Set down the material below word for word, excluding the pictures.

★ ★ ★

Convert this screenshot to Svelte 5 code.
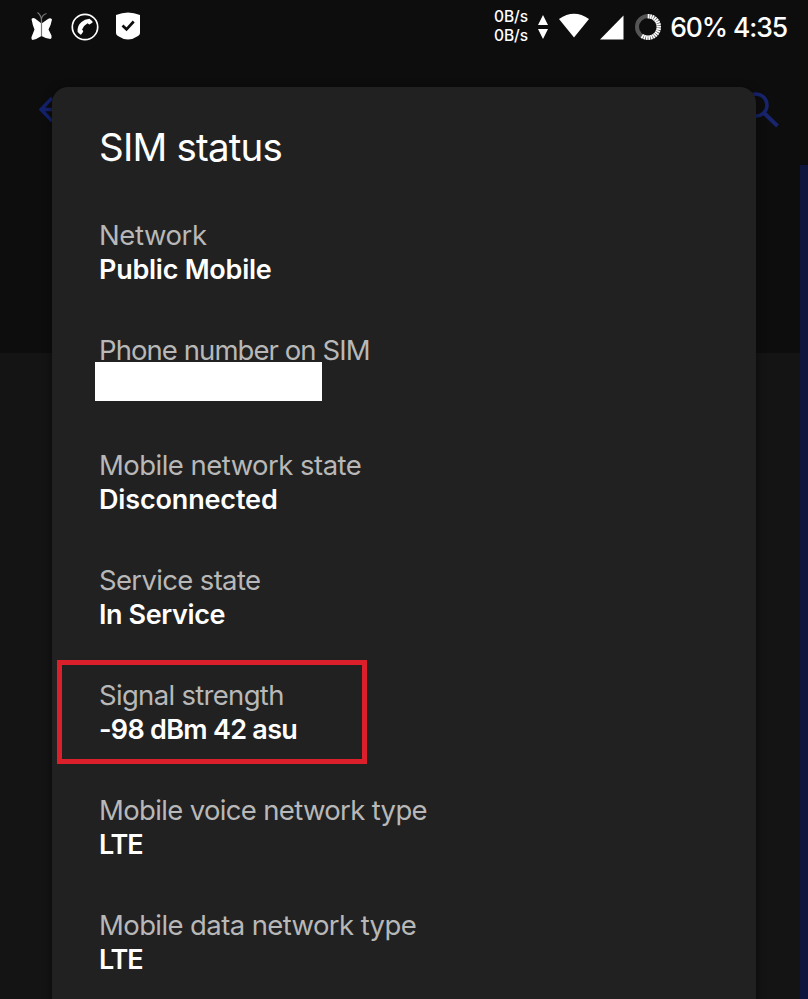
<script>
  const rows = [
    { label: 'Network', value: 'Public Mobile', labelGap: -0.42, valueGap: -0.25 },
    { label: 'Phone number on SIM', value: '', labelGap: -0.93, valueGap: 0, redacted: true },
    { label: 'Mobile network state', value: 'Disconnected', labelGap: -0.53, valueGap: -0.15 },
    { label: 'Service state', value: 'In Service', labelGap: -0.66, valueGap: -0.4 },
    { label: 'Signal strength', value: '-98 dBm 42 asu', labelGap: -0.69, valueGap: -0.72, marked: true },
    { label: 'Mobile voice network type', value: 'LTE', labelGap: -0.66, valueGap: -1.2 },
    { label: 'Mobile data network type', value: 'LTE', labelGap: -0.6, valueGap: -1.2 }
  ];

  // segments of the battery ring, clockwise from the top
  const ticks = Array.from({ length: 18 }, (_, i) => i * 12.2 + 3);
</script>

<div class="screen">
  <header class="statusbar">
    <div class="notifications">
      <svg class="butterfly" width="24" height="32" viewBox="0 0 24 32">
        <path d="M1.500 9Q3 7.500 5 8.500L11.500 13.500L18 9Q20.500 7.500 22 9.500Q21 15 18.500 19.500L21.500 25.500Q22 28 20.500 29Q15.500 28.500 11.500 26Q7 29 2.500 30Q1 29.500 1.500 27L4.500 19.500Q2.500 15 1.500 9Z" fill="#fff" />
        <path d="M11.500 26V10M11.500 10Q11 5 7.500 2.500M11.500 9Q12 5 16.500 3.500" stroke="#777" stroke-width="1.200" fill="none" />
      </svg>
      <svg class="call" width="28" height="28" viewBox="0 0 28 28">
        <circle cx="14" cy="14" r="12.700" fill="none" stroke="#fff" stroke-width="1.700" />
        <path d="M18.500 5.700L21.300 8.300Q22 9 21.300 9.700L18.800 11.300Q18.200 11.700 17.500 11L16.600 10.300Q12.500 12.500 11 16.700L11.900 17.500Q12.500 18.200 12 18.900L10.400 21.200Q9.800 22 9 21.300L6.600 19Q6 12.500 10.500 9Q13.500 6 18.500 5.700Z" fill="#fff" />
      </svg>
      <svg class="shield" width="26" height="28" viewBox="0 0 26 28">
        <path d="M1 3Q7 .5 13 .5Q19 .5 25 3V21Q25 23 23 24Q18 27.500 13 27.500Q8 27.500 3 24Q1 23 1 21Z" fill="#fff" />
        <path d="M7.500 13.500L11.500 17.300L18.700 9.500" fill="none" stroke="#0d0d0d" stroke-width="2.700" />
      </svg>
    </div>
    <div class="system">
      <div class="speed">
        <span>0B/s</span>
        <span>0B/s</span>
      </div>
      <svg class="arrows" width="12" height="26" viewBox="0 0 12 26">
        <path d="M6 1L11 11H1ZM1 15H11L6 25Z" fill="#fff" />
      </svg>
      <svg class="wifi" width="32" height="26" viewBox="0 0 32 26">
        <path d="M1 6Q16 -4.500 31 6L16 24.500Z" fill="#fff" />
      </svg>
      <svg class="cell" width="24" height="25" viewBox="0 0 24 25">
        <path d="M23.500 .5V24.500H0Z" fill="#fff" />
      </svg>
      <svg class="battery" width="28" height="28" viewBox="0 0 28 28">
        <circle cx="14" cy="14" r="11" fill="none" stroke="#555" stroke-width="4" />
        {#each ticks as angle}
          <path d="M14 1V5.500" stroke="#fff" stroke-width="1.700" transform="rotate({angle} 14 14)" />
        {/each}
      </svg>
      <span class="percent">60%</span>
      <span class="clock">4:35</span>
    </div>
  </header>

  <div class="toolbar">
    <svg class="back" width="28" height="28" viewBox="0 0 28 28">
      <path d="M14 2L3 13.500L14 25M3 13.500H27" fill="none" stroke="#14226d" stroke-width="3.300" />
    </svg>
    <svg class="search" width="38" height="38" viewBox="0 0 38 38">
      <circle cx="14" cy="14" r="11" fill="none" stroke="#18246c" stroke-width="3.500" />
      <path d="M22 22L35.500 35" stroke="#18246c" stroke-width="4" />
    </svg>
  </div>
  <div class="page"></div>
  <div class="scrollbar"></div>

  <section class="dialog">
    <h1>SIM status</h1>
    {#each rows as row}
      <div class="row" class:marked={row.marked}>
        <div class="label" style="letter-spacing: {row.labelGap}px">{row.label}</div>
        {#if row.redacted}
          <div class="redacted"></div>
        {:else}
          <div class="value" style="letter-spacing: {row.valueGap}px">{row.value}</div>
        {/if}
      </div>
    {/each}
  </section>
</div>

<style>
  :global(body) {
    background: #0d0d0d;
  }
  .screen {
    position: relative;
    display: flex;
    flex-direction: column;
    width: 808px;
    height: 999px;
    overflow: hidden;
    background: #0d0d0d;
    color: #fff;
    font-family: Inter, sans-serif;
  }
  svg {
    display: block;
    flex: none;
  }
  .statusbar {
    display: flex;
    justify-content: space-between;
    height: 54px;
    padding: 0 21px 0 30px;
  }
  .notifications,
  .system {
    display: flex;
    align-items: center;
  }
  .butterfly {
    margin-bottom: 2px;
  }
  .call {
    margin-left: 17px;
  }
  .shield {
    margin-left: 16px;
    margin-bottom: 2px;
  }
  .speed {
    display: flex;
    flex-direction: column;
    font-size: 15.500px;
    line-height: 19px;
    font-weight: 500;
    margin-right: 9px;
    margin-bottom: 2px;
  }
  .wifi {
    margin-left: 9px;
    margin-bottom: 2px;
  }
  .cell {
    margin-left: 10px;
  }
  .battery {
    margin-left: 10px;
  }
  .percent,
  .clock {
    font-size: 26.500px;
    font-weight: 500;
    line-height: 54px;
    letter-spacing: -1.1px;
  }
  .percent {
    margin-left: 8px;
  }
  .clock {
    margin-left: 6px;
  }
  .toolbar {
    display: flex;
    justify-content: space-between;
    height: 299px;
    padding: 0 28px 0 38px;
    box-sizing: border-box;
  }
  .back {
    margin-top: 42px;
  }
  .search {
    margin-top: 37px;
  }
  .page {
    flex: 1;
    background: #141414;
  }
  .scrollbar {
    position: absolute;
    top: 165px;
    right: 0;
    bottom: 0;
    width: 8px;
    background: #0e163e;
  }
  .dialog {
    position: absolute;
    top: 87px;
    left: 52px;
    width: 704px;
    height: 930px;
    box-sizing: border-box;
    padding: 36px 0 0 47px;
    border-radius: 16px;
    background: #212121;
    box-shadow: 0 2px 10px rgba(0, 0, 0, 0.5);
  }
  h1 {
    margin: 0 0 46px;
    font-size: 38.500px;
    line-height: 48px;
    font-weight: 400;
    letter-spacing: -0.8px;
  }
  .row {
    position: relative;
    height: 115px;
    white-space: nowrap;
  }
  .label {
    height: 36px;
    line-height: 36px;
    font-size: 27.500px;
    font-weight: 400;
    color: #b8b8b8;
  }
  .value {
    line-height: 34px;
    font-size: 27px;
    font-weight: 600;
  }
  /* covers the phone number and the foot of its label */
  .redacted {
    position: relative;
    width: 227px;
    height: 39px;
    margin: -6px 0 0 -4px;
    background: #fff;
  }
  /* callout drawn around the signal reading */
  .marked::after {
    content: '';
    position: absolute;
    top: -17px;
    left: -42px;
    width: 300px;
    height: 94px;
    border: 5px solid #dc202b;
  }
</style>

★ ★ ★

EXERCISE OUTPUT:
Convert this screenshot to Svelte 5 code.
<script>
  const rows = [
    { label: 'Network', value: 'Public Mobile', labelGap: -0.42, valueGap: -0.25 },
    { label: 'Phone number on SIM', value: '', labelGap: -0.93, valueGap: 0, redacted: true },
    { label: 'Mobile network state', value: 'Disconnected', labelGap: -0.53, valueGap: -0.15 },
    { label: 'Service state', value: 'In Service', labelGap: -0.66, valueGap: -0.4 },
    { label: 'Signal strength', value: '-98 dBm 42 asu', labelGap: -0.69, valueGap: -0.72, marked: true },
    { label: 'Mobile voice network type', value: 'LTE', labelGap: -0.66, valueGap: -1.2 },
    { label: 'Mobile data network type', value: 'LTE', labelGap: -0.6, valueGap: -1.2 }
  ];

  // segments of the battery ring, clockwise from the top
  const ticks = Array.from({ length: 18 }, (_, i) => i * 12.2 + 3);
</script>

<div class="screen">
  <header class="statusbar">
    <div class="notifications">
      <svg class="butterfly" width="24" height="32" viewBox="0 0 24 32">
        <path d="M1.500 9Q3 7.500 5 8.500L11.500 13.500L18 9Q20.500 7.500 22 9.500Q21 15 18.500 19.500L21.500 25.500Q22 28 20.500 29Q15.500 28.500 11.500 26Q7 29 2.500 30Q1 29.500 1.500 27L4.500 19.500Q2.500 15 1.500 9Z" fill="#fff" />
        <path d="M11.500 26V10M11.500 10Q11 5 7.500 2.500M11.500 9Q12 5 16.500 3.500" stroke="#777" stroke-width="1.200" fill="none" />
      </svg>
      <svg class="call" width="28" height="28" viewBox="0 0 28 28">
        <circle cx="14" cy="14" r="12.700" fill="none" stroke="#fff" stroke-width="1.700" />
        <path d="M18.500 5.700L21.300 8.300Q22 9 21.300 9.700L18.800 11.300Q18.200 11.700 17.500 11L16.600 10.300Q12.500 12.500 11 16.700L11.900 17.500Q12.500 18.200 12 18.900L10.400 21.200Q9.800 22 9 21.300L6.600 19Q6 12.500 10.500 9Q13.500 6 18.500 5.700Z" fill="#fff" />
      </svg>
      <svg class="shield" width="26" height="28" viewBox="0 0 26 28">
        <path d="M1 3Q7 .5 13 .5Q19 .5 25 3V21Q25 23 23 24Q18 27.500 13 27.500Q8 27.500 3 24Q1 23 1 21Z" fill="#fff" />
        <path d="M7.500 13.500L11.500 17.300L18.700 9.500" fill="none" stroke="#0d0d0d" stroke-width="2.700" />
      </svg>
    </div>
    <div class="system">
      <div class="speed">
        <span>0B/s</span>
        <span>0B/s</span>
      </div>
      <svg class="arrows" width="12" height="26" viewBox="0 0 12 26">
        <path d="M6 1L11 11H1ZM1 15H11L6 25Z" fill="#fff" />
      </svg>
      <svg class="wifi" width="32" height="26" viewBox="0 0 32 26">
        <path d="M1 6Q16 -4.500 31 6L16 24.500Z" fill="#fff" />
      </svg>
      <svg class="cell" width="24" height="25" viewBox="0 0 24 25">
        <path d="M23.500 .5V24.500H0Z" fill="#fff" />
      </svg>
      <svg class="battery" width="28" height="28" viewBox="0 0 28 28">
        <circle cx="14" cy="14" r="11" fill="none" stroke="#555" stroke-width="4" />
        {#each ticks as angle}
          <path d="M14 1V5.500" stroke="#fff" stroke-width="1.700" transform="rotate({angle} 14 14)" />
        {/each}
      </svg>
      <span class="percent">60%</span>
      <span class="clock">4:35</span>
    </div>
  </header>

  <div class="toolbar">
    <svg class="back" width="28" height="28" viewBox="0 0 28 28">
      <path d="M14 2L3 13.500L14 25M3 13.500H27" fill="none" stroke="#14226d" stroke-width="3.300" />
    </svg>
    <svg class="search" width="38" height="38" viewBox="0 0 38 38">
      <circle cx="14" cy="14" r="11" fill="none" stroke="#18246c" stroke-width="3.500" />
      <path d="M22 22L35.500 35" stroke="#18246c" stroke-width="4" />
    </svg>
  </div>
  <div class="page"></div>
  <div class="scrollbar"></div>

  <section class="dialog">
    <h1>SIM status</h1>
    {#each rows as row}
      <div class="row" class:marked={row.marked}>
        <div class="label" style="letter-spacing: {row.labelGap}px">{row.label}</div>
        {#if row.redacted}
          <div class="redacted"></div>
        {:else}
          <div class="value" style="letter-spacing: {row.valueGap}px">{row.value}</div>
        {/if}
      </div>
    {/each}
  </section>
</div>

<style>
  :global(body) {
    background: #0d0d0d;
  }
  .screen {
    position: relative;
    display: flex;
    flex-direction: column;
    width: 808px;
    height: 999px;
    overflow: hidden;
    background: #0d0d0d;
    color: #fff;
    font-family: Inter, sans-serif;
  }
  svg {
    display: block;
    flex: none;
  }
  .statusbar {
    display: flex;
    justify-content: space-between;
    height: 54px;
    padding: 0 21px 0 30px;
  }
  .notifications,
  .system {
    display: flex;
    align-items: center;
  }
  .butterfly {
    margin-bottom: 2px;
  }
  .call {
    margin-left: 17px;
  }
  .shield {
    margin-left: 16px;
    margin-bottom: 2px;
  }
  .speed {
    display: flex;
    flex-direction: column;
    font-size: 15.500px;
    line-height: 19px;
    font-weight: 500;
    margin-right: 9px;
    margin-bottom: 2px;
  }
  .wifi {
    margin-left: 9px;
    margin-bottom: 2px;
  }
  .cell {
    margin-left: 10px;
  }
  .battery {
    margin-left: 10px;
  }
  .percent,
  .clock {
    font-size: 26.500px;
    font-weight: 500;
    line-height: 54px;
    letter-spacing: -1.1px;
  }
  .percent {
    margin-left: 8px;
  }
  .clock {
    margin-left: 6px;
  }
  .toolbar {
    display: flex;
    justify-content: space-between;
    height: 299px;
    padding: 0 28px 0 38px;
    box-sizing: border-box;
  }
  .back {
    margin-top: 42px;
  }
  .search {
    margin-top: 37px;
  }
  .page {
    flex: 1;
    background: #141414;
  }
  .scrollbar {
    position: absolute;
    top: 165px;
    right: 0;
    bottom: 0;
    width: 8px;
    background: #0e163e;
  }
  .dialog {
    position: absolute;
    top: 87px;
    left: 52px;
    width: 704px;
    height: 930px;
    box-sizing: border-box;
    padding: 36px 0 0 47px;
    border-radius: 16px;
    background: #212121;
    box-shadow: 0 2px 10px rgba(0, 0, 0, 0.5);
  }
  h1 {
    margin: 0 0 46px;
    font-size: 38.500px;
    line-height: 48px;
    font-weight: 400;
    letter-spacing: -0.8px;
  }
  .row {
    position: relative;
    height: 115px;
    white-space: nowrap;
  }
  .label {
    height: 36px;
    line-height: 36px;
    font-size: 27.500px;
    font-weight: 400;
    color: #b8b8b8;
  }
  .value {
    line-height: 34px;
    font-size: 27px;
    font-weight: 600;
  }
  /* covers the phone number and the foot of its label */
  .redacted {
    position: relative;
    width: 227px;
    height: 39px;
    margin: -6px 0 0 -4px;
    background: #fff;
  }
  /* callout drawn around the signal reading */
  .marked::after {
    content: '';
    position: absolute;
    top: -17px;
    left: -42px;
    width: 300px;
    height: 94px;
    border: 5px solid #dc202b;
  }
</style>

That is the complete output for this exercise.